If you’re applying graphics to a relatively flat surface like a box truck, trailer, or smooth building facade, polymeric vinyl will perform well. If the surface has aggressive three-dimensional shapes, such as the bumpers, mirrors, or door handles on a passenger car, you’ll likely need to step up to cast vinyl for those areas.

Cost Considerations

Polymeric vinyl costs more per square foot than monomeric vinyl, but less than cast vinyl. The price premium over monomeric material reflects the more stable plasticizer system and longer outdoor rating. For projects with a planned lifespan of three years or more, the math generally favors polymeric vinyl. Replacing a monomeric wrap every two to three years costs more in material and labor than installing polymeric vinyl once and leaving it for five to seven years.

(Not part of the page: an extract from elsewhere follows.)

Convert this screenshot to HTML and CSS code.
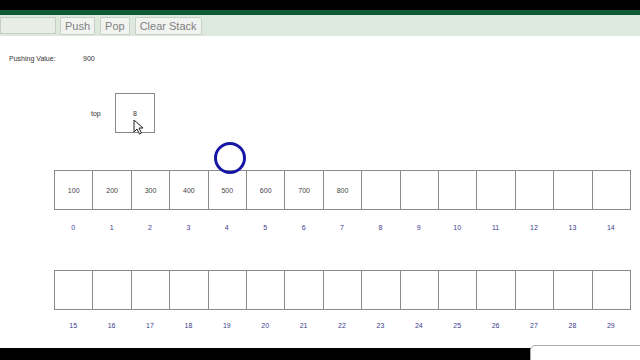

The real savings show up in fleet applications, where dozens or hundreds of vehicles need consistent branding. A single avoided re-wrap across an entire fleet can offset the higher upfront material cost many times over. For one-off indoor graphics or promotions lasting a few months, the extra cost of polymeric vinyl is harder to justify.

Adhesive Systems

Polymeric vinyl films are typically sold as self-adhesive products with a pressure-sensitive adhesive already applied to the back, protected by a release liner. Most use acrylic-based adhesives, which bond well to plastics, metals, and painted surfaces. These adhesives come in solvent-based, water-based, and hot-melt formulations, with solvent-based versions offering quick drying and strong bond strength on a wide range of substrates.

Some polymeric vinyl products feature repositionable or air-release adhesives that allow installers to slide the film into position and squeegee out air bubbles without trapping them permanently. This makes application faster and reduces waste from misaligned graphics, which matters on large-scale jobs like full vehicle wraps or building-length banners.